We don't really know what lies ahead. Lots of people are fixated these days on the idea of a fast collapse, so I choose to talk about a slow, stepwise collapse to give the idea some much needed exposure. Only time will tell who is right.
I agree that economics is "quasi religious pseudo science" and accordingly feel no qualms about stepping on the toes of its high priests.

J Michael Sullivan said...

The key thing for those who sing the praises of modern capitalism to accept that without cheap oil and the convenience of sweeping externalities such as pollution under the rug, the system we today call "capitalism" would crash and burn overnight. A new form of capitalism (call it version 2.0) is needed. One where externalities are the responsibility of the venture not the public. This responsibility could take the form of a bond or some sort of insurance policy. The price of the bond/insurance can be set by the market (think London bookies). At the conclusion of the venture (and given enough time to validate any lingering post-venture affects) if there are no hidden costs that the public must bear such as cleanup or re-training of employees, the cash value of the bond or the policy can revert to the venture's owners. Think of it as icing on the cake. This will prevent the situation we currently find ourselves in wherein the profits are privatized but the losses are socialized -- clearly the system we have today cannot in good conscious be called "capitalism": Adam Smith would be turning in his grave.

J Michael Sullivan said...

+1 = economics is "quasi religious pseudo science"

Irv Mills said...

@ J. Michael Sullivan
Good points. To that I would add that if the capitalists had to provide for themselves what they get free from the biosphere (air, water, soil, etc.) their enterprises would be far from viable. Yet they are doing their best to destroy that biosphere.
And thanks for your kind comments elsewhere on this blog.

Rebecca Zegstroo said...

The real meat in the tax bill is the bit about drilling ANWR. That will goose growth, but not for long. North Slope oil peaked in time to make Reagan look good. Maybe ANWR will work the magic for Trump.

Joe said...

I just came to your blog via peakoil.com and find that you are very clearly parsing the different aspects of our predicament. I personally lean toward the fast collapse end of the spectrum (but only for developed, industrialized countries). My reason for that leaning is the increasing interdependence of all the players in the global market economy. Of particular importance is the dependence of that market on the global financial system.

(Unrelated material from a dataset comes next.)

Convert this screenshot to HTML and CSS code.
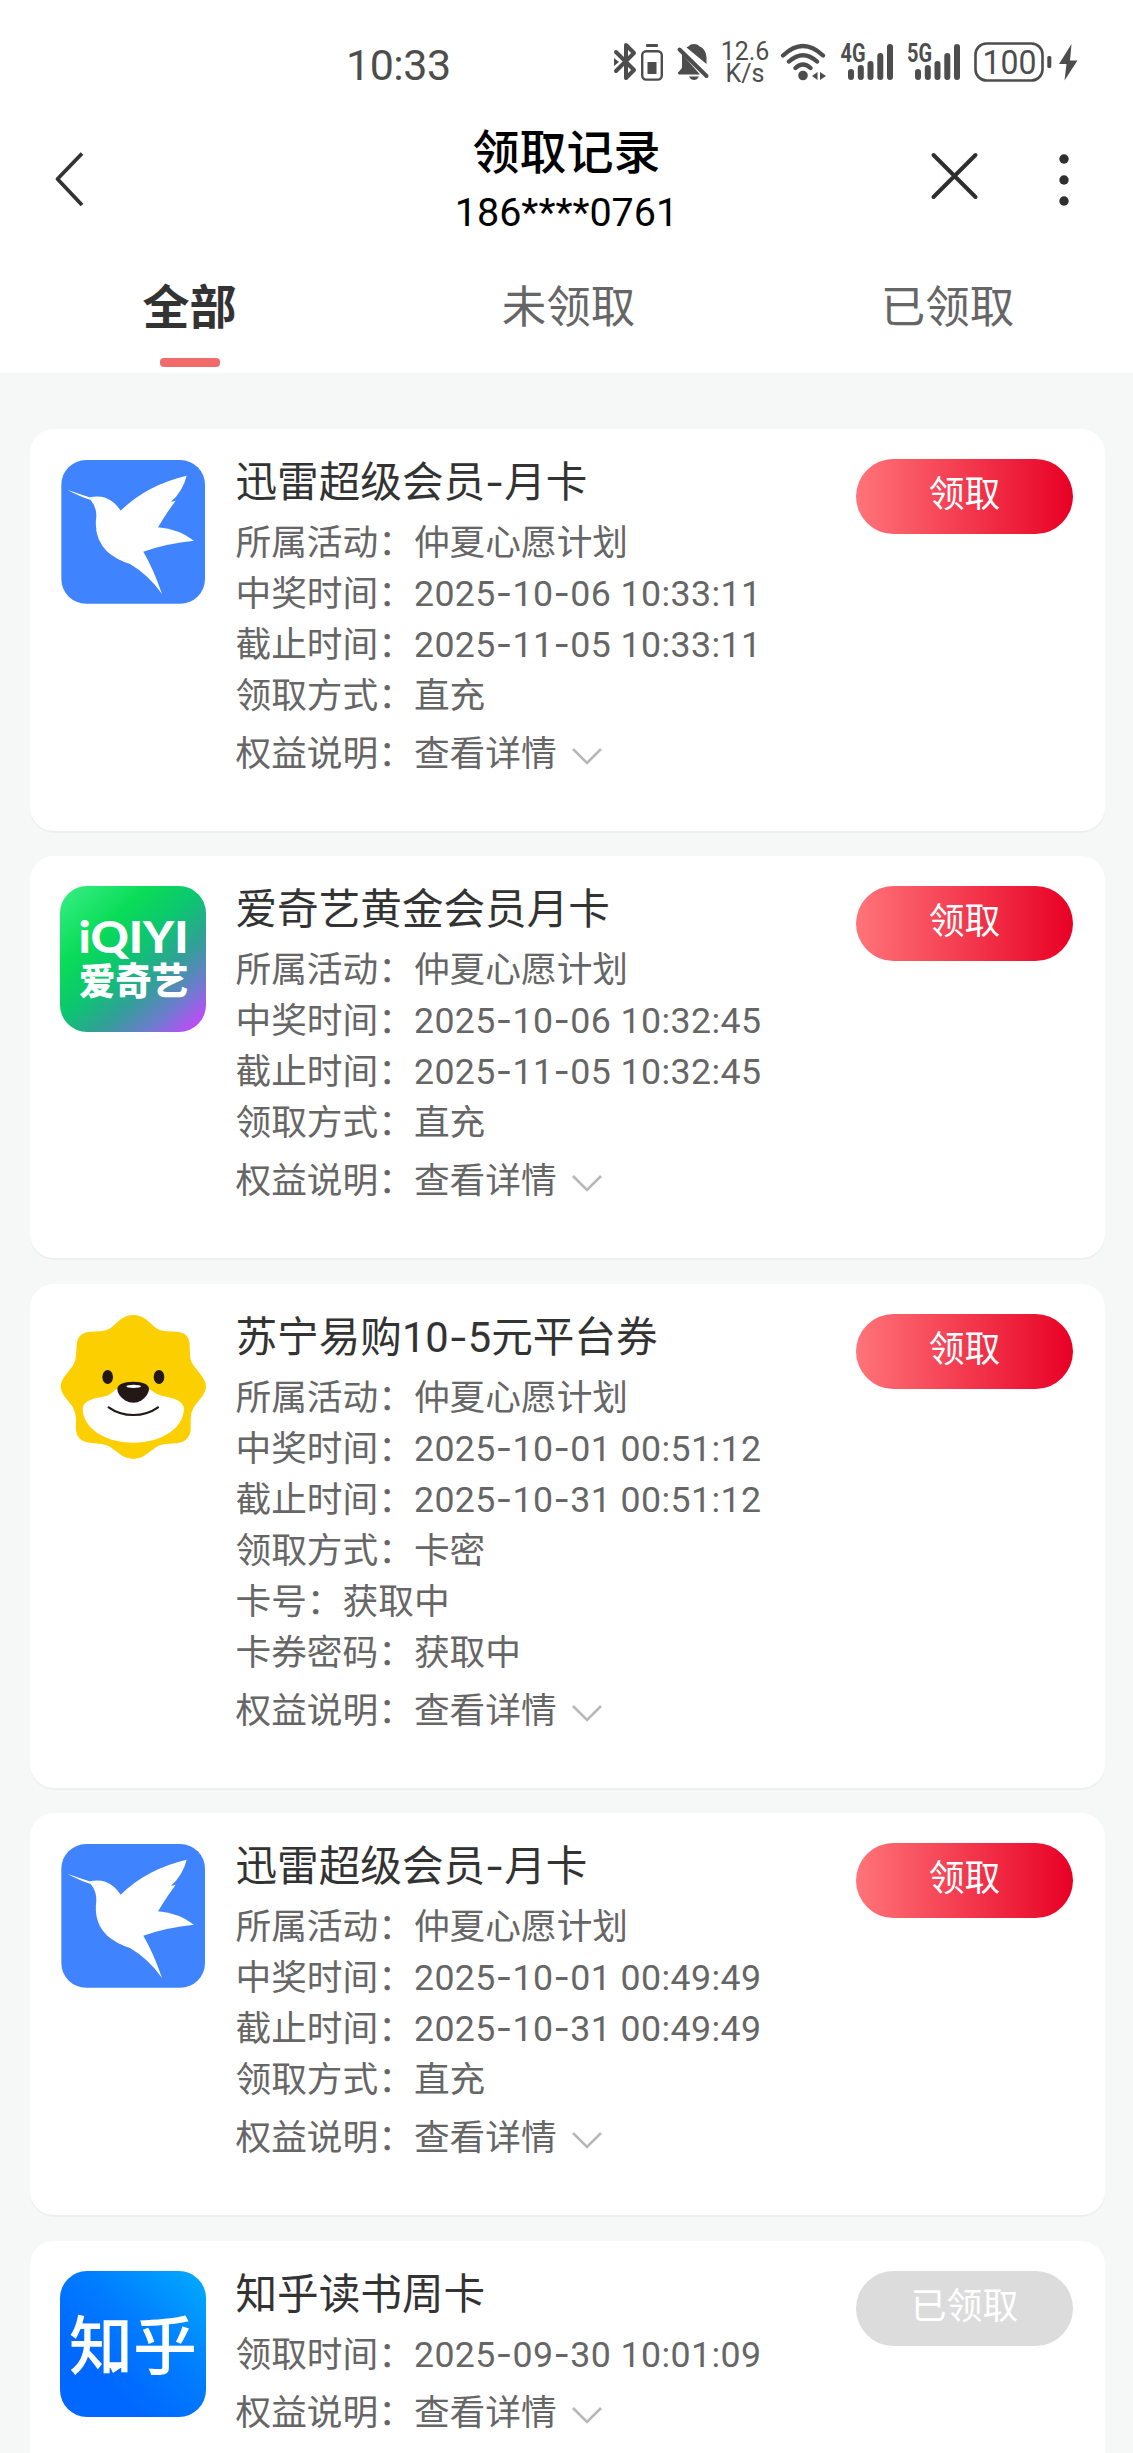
FILE: index.html
```html
<!DOCTYPE html>
<html lang="zh-CN">
<head>
<meta charset="utf-8">
<title>领取记录</title>
<link rel="stylesheet" href="styles.css">
</head>
<body>
<svg class="defs" width="0" height="0" aria-hidden="true">
  <symbol id="xunlei" viewBox="0 0 146 146">
    <g transform="translate(-40 -49) scale(.33333)">
      <rect x="124" y="150" width="431" height="431" rx="74" fill="#4083ff"/>
      <path fill="#fff" d="M143 240L208 262Q235 256 256 263Q284 274 302 302Q380 225 500 197Q488 245 452 276L467 272Q440 308 414 352Q478 358 522 392Q440 400 370 425Q402 480 426 552Q385 494 330 462Q288 448 262 425Q220 385 229 320Q230 292 212 270Q180 260 143 240Z"/>
    </g>
  </symbol>
  <symbol id="down" viewBox="0 0 32 18">
    <path d="M2 2L16 16L30 2" fill="none" stroke="#b8b8b8" stroke-width="2.6"/>
  </symbol>
</svg>

<header class="top">
  <div class="status">
    <span class="clock">10:33</span>
    <div class="status-icons">
      <svg width="26" height="44" viewBox="612 40 26 44" fill="none" stroke="#4d4d4d" stroke-width="4" stroke-linejoin="round" stroke-linecap="round"><path d="M616 52L634 70L626 78V45L634 53L616 71"/><path d="M614 58V66L619 62Z" fill="#4d4d4d" stroke="none"/></svg>
      <svg width="32" height="44" viewBox="638 40 32 44"><rect x="646" y="44" width="12" height="3" rx="1" fill="#4d4d4d"/><rect x="642.2" y="51.2" width="19.6" height="28.4" rx="4" fill="none" stroke="#4d4d4d" stroke-width="2.4"/><rect x="647.5" y="62" width="9" height="12" fill="#4d4d4d"/></svg>
      <svg width="46" height="44" viewBox="670 40 46 44" fill="#4d4d4d"><path d="M689 46Q690 44 694 44Q698 44 699 46Q706 49 706.500 57V64L686.500 47.500Z"/><path d="M682 54L700 74.500H679Q676.500 73 679 71.500L682 68Z"/><path d="M689 76.500H699Q697 80 694 80Q691 80 689 76.500Z"/><path d="M679.500 49.500L706.500 76" stroke="#4d4d4d" stroke-width="4" stroke-linecap="round"/></svg>
      <div class="speed"><span>12.6</span><span>K/s</span></div>
      <svg width="58" height="44" viewBox="774 40 58 44" fill="none" stroke="#4d4d4d" stroke-width="4.300" stroke-linecap="round"><path d="M783 55.500Q803 36.500 823 55.500M789 61.500Q803 49 817 61.500M795.500 68Q803 61 810.500 68"/><circle cx="803" cy="75.500" r="4.800" fill="#4d4d4d" stroke="none"/><path d="M812 76L817.500 72V80ZM820 72V80L826 76Z" fill="#4d4d4d" stroke="none"/></svg>
      <svg width="68" height="44" viewBox="832 40 68 44"><text class="net" x="840.500" y="61.500" textLength="25" lengthAdjust="spacingAndGlyphs">4G</text><path class="bars" d="M851 72V77M860.800 68V77M870.500 64V77M880.300 56V77M890 47V77"/></svg>
      <svg width="66" height="44" viewBox="900 40 66 44"><text class="net" x="907" y="61.500" textLength="25" lengthAdjust="spacingAndGlyphs">5G</text><path class="bars" d="M918 72V77M927.800 68V77M937.500 64V77M947.300 56V77M957 47V77"/></svg>
      <svg width="89" height="44" viewBox="966 40 89 44"><rect x="975.500" y="43.500" width="67" height="37" rx="11" fill="none" stroke="#4d4d4d" stroke-width="2.600"/><text class="level" x="982.500" y="73.800" textLength="54" lengthAdjust="spacingAndGlyphs">100</text><rect x="1047.300" y="56" width="4" height="12" rx="1.500" fill="#4d4d4d"/></svg>
      <svg width="25" height="44" viewBox="1055 40 25 44"><path d="M1071.500 44L1059 64H1066.500L1064.500 80.500L1077.500 60.500H1070Z" fill="#4d4d4d"/></svg>
    </div>
  </div>
  <div class="nav">
    <svg class="back" width="34" height="60" viewBox="53 149 34 60"><path d="M82 153.500L57.500 179L82 205" fill="none" stroke="#333" stroke-width="3.800" stroke-linejoin="round"/></svg>
    <div class="heading">
      <h1>领取记录</h1>
      <p>186****0761</p>
    </div>
    <div class="actions">
      <svg width="50" height="50" viewBox="929 151 50 50"><path d="M933.500 155L975.500 197M975.500 155L933.500 197" stroke="#2f2f2f" stroke-width="4" stroke-linecap="round"/></svg>
      <svg width="12" height="54" viewBox="0 0 12 54" fill="#2f2f2f"><circle cx="6" cy="6" r="4.700"/><circle cx="6" cy="27" r="4.700"/><circle cx="6" cy="48" r="4.700"/></svg>
    </div>
  </div>
  <nav class="tabs">
    <a class="tab active">全部</a>
    <a class="tab">未领取</a>
    <a class="tab">已领取</a>
  </nav>
</header>

<main class="list">
  <article class="card">
    <svg class="logo"><use href="#xunlei"/></svg>
    <div class="info">
      <h2>迅雷超级会员<i>-</i>月卡</h2>
      <p>所属活动：仲夏心愿计划</p>
      <p>中奖时间：<time>2025<i>-</i>10<i>-</i>06 10:33:11</time></p>
      <p>截止时间：<time>2025<i>-</i>11<i>-</i>05 10:33:11</time></p>
      <p>领取方式：直充</p>
      <p class="more">权益说明：查看详情<svg class="down"><use href="#down"/></svg></p>
    </div>
    <button class="claim">领取</button>
  </article>

  <article class="card">
    <svg class="logo" viewBox="0 0 146 146">
      <defs><linearGradient id="iq" x1="0.05" y1="0" x2="0.95" y2="1"><stop offset="0" stop-color="#35ee83"/><stop offset=".28" stop-color="#0adc57"/><stop offset=".48" stop-color="#0cc571"/><stop offset=".66" stop-color="#329f98"/><stop offset=".82" stop-color="#6c7cce"/><stop offset="1" stop-color="#d040ff"/></linearGradient></defs>
      <rect width="146" height="146" rx="27" fill="url(#iq)"/>
      <text class="iq-latin" x="18.500" y="67" textLength="110" lengthAdjust="spacingAndGlyphs">iQIYI</text>
      <text class="iq-han" x="19" y="109" textLength="109" lengthAdjust="spacingAndGlyphs">爱奇艺</text>
    </svg>
    <div class="info">
      <h2>爱奇艺黄金会员月卡</h2>
      <p>所属活动：仲夏心愿计划</p>
      <p>中奖时间：<time>2025<i>-</i>10<i>-</i>06 10:32:45</time></p>
      <p>截止时间：<time>2025<i>-</i>11<i>-</i>05 10:32:45</time></p>
      <p>领取方式：直充</p>
      <p class="more">权益说明：查看详情<svg class="down"><use href="#down"/></svg></p>
    </div>
    <button class="claim">领取</button>
  </article>

  <article class="card">
    <svg class="logo" viewBox="0 0 146 146">
      <g transform="translate(-20 -24) scale(.33333)">
        <path fill="#fcd000" d="M280 75Q300 75 318 88L345 112Q358 123 378 124L410 125Q448 128 449 165L450 195Q450 212 462 228L488 262Q498 275 498 290Q498 300 488 317L462 350Q452 368 452 385V420Q448 455 410 460L375 462Q355 465 340 478L312 498Q298 507 280 507Q262 507 248 498L220 478Q205 465 185 462L150 458Q112 455 108 420V385Q107 368 98 350L72 317Q62 300 62 290Q62 275 72 262L98 228Q108 212 108 195L110 165Q112 128 150 125L182 124Q202 123 215 112L242 88Q260 75 280 75Z"/>
        <path fill="#fff" d="M280 290L333 300Q350 316 378 320Q432 330 432 358C430 412 370 458 280 458C190 458 130 412 128 358Q128 330 182 322Q212 318 227 298Z"/>
        <path fill="#231815" d="M232 297Q233 276 280 275Q326 276 327 297Q326 315 305 331Q280 346 255 331Q232 315 232 297Z"/>
        <ellipse cx="281" cy="289" rx="22" ry="5" fill="#fff"/>
        <ellipse cx="203" cy="261" rx="16" ry="21" fill="#231815"/>
        <ellipse cx="357" cy="261" rx="16" ry="21" fill="#231815"/>
        <path d="M206 352Q238 375 280 375Q322 375 354 352" fill="none" stroke="#231815" stroke-width="6.500" stroke-linecap="round"/>
      </g>
    </svg>
    <div class="info">
      <h2>苏宁易购10<i>-</i>5元平台券</h2>
      <p>所属活动：仲夏心愿计划</p>
      <p>中奖时间：<time>2025<i>-</i>10<i>-</i>01 00:51:12</time></p>
      <p>截止时间：<time>2025<i>-</i>10<i>-</i>31 00:51:12</time></p>
      <p>领取方式：卡密</p>
      <p>卡号：获取中</p>
      <p>卡券密码：获取中</p>
      <p class="more">权益说明：查看详情<svg class="down"><use href="#down"/></svg></p>
    </div>
    <button class="claim">领取</button>
  </article>

  <article class="card">
    <svg class="logo"><use href="#xunlei"/></svg>
    <div class="info">
      <h2>迅雷超级会员<i>-</i>月卡</h2>
      <p>所属活动：仲夏心愿计划</p>
      <p>中奖时间：<time>2025<i>-</i>10<i>-</i>01 00:49:49</time></p>
      <p>截止时间：<time>2025<i>-</i>10<i>-</i>31 00:49:49</time></p>
      <p>领取方式：直充</p>
      <p class="more">权益说明：查看详情<svg class="down"><use href="#down"/></svg></p>
    </div>
    <button class="claim">领取</button>
  </article>

  <article class="card">
    <svg class="logo" viewBox="0 0 146 146">
      <defs><linearGradient id="zh" x1=".3" y1=".75" x2="1" y2="0"><stop offset="0" stop-color="#0068ff"/><stop offset=".45" stop-color="#017dff"/><stop offset="1" stop-color="#00adff"/></linearGradient></defs>
      <rect width="146" height="146" rx="27" fill="url(#zh)"/>
      <text class="zh" x="9" y="98" textLength="128" lengthAdjust="spacingAndGlyphs">知乎</text>
      <path d="M50 96H62L53 102Z" fill="#fff"/>
    </svg>
    <div class="info">
      <h2>知乎读书周卡</h2>
      <p>领取时间：<time>2025<i>-</i>09<i>-</i>30 10:01:09</time></p>
      <p class="more">权益说明：查看详情<svg class="down"><use href="#down"/></svg></p>
    </div>
    <button class="claim done">已领取</button>
  </article>
</main>
</body>
</html>
```
FILE: styles.css
```css
* { box-sizing: border-box; margin: 0; padding: 0; }

html, body { height: 2453px; overflow: hidden; }

body {
  width: 1133px;
  background: #f6f8f8;
  font-family: Roboto, "Noto Sans CJK SC", sans-serif;
  color: #333;
}

.defs { display: block; }
svg { flex: none; }

.top { height: 373px; background: #fff; }

/* status bar */
.status {
  display: flex;
  height: 110px;
  padding: 40px 0 0 346px;
  color: #4d4d4d;
}
.clock {
  width: 266px;
  font-size: 43px;
  line-height: 51px;
  letter-spacing: -.5px;
}
.status-icons { display: flex; height: 44px; }
.speed {
  display: flex;
  flex-direction: column;
  width: 58px;
  padding-top: 1px;
  font: 25px/22px Roboto, sans-serif;
  text-align: center;
}
.net { font: 700 25px Roboto, sans-serif; fill: #4d4d4d; }
.level { font: 400 33px Roboto, sans-serif; fill: #4d4d4d; }
.bars { fill: none; stroke: #4d4d4d; stroke-width: 6; stroke-linecap: round; }

/* title bar */
.nav {
  display: grid;
  grid-template-columns: 200px 1fr 200px;
  height: 140px;
}
.back { margin: 39px 0 0 53px; }
.heading { text-align: center; color: #000; }
.heading h1 {
  margin-top: 8px;
  font-size: 47px;
  line-height: 70px;
  font-weight: 500;
}
.heading p {
  margin-top: 1px;
  font-size: 39.500px;
  line-height: 48px;
}
.actions { display: flex; justify-content: flex-end; padding-right: 63px; }
.actions svg:first-child { margin: 41px 79.500px 0 0; }
.actions svg:last-child { margin-top: 42.500px; }

.tabs {
  display: grid;
  grid-template-columns: repeat(3, 379px);
  height: 123px;
}
.tab {
  display: flex;
  flex-direction: column;
  align-items: center;
  padding-top: 28px;
  font-size: 44.500px;
  line-height: 60px;
  color: #666;
}
.tab.active { font-size: 47px; font-weight: 700; color: #333; }
.tab.active::after {
  content: "";
  width: 60px;
  height: 9px;
  margin-top: 20px;
  border-radius: 4px;
  background: #f26b6b;
}

/* reward cards */
.list {
  display: flex;
  flex-direction: column;
  gap: 25.400px;
  padding: 56px 28px 0 30px;
}
.card {
  display: flex;
  align-items: flex-start;
  padding: 30px 32px 51px 30px;
  border-radius: 24px;
  background: #fff;
  box-shadow: 0 2px 1px rgba(0, 0, 0, .035);
}
.logo { width: 146px; height: 146px; }
.info { flex: 1; margin-left: 29.500px; white-space: nowrap; }
.info h2 {
  height: 45px;
  margin-bottom: 12px;
  font-size: 41.600px;
  line-height: 47px;
  font-weight: 400;
}
.info p { height: 51px; font-size: 35.700px; line-height: 55px; color: #666; }
.info p.more { display: flex; align-items: center; margin-top: 9px; }
.info time { letter-spacing: .4px; }
.info i { font-family: Inter, sans-serif; font-style: normal; line-height: 0; }
.down { width: 32px; height: 18px; margin-left: 14px; margin-top: 3px; }

.claim {
  width: 217px;
  height: 75px;
  padding-bottom: 2px;
  border: 0;
  border-radius: 38px;
  background: linear-gradient(90deg, #ff7479, #e80025);
  color: #fff;
  font: 35.800px/73px Roboto, "Noto Sans CJK SC", sans-serif;
}
.claim.done { background: #dcdcdc; }

/* lettering inside logos */
.iq-latin { font: 900 44px Lato, sans-serif; fill: #fff; }
.iq-han { font: 900 37px "Noto Sans CJK SC", sans-serif; fill: #fff; }
.zh { font: 500 64px "Noto Sans CJK SC", sans-serif; fill: #fff; }
```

I think Korowicz made a very compelling case as to the brittleness of the global financial system. You have pointed out the extreme measures that central banks have used to support that system. I can easily see a time coming when cascading financial crises cause such a loss of confidence in major financial players that the whole international banking industry screeches to a halt. If that happens, trade stops. When trade stops, industrial civilization collapses.

Much of your discussion in this post and the links you included support the notion of asset bubbles and the real possibility of the bursting of the mother-of-all-financial-bubbles that is now expanding rapidly. Yet you don't really explain how the global market economy is going to survive the loss of the global financial system. Do you expect an ad hoc command economy to keep things together enough to keep cities and the people in them supplied with necessities?

While it is impossible to be certain whether collapse will be fast or slow, don't you think that a prudent approach would be to prepare for the worst outcome (fast collapse) and thereby be more able to deal with whichever kind of collapse happens? On the other hand, maybe slower collapse is actually the worst case scenario, what with the continued carbon emissions (albeit at a reduced rate) that would entail.

N

Irv Mills said...

@ Rebecca Zegstroo
Maybe so, but if ANWR is big enough to make a difference, it is still just a matter of kicking the can a little further down the road. And in the proce3ss, making the climate change situation that much worse.

Irv Mills said...

@ Joe
Keep an eye out for my next post or two, which will address many of the issues you raise. I have read Korowicz's "Financial system supply-chain cross contagion – a study in global systemic collapse" and pretty much agree with him. But I think a lot of people get the wrong idea from this. Korowicz is speaking to mainstream readers and trying very hard to convince them that something might happen. Sadly, I don't think it has had much success in shaking their denial and complacency. For kollapsniks, who already accept what he is saying, the result is to overstate the situation, and leave us with the impression that there is no hope of anything but a fast, hard collapse. But near the end, he talks about red, amber and green countries, according to the degree they will be effected, and in that I think he is onto something.
Yes, some areas will be hit very hard, but many others, not so much. And in some areas, if you are well off, fairly lucky, and following only carefully selected news sources, you might not be convinced that anything much has happened at all. And so, once the dust settles after the upcoming crash, part of humanity will pick itself up and continue on with business as usual (BAU), blowing more bubbles until there is yet another crash.
Every time this happens, though, more people will get left behind, until a few steps down the way, there is no one left to carry on with BAU. I would estimate that only about 1 in 10 of us will survive this process, and that by the end of it our per capita energy consumption will have decreased to somewhere between 10 and 20% of the current level, and be supplied by wind, falling water and firewood. I suspect that the whole process will take most of the rest of this century.
Would it be prudent to prepare for the bumps on this downward road? Damn right. And I am doing so. At some point in the next few months I'll work my way around to publishing a post in which I share my thoughts on how one might best prepare. Don't get your hopes up, though, I have no crystal ball, only a few general principles that I think may be of help.

Irv Mills said...

I am going to be away from my computer for a few days and won't be replying to comments here. But if you make a comment I will get back to you eventually. In the meantime, have a good holiday season, everyone!

01100001 001101110 said...

Hello Irv, in the last post you have suggested you'd publish a post about some general principles for preparedness. I was wondering if you have published it yet?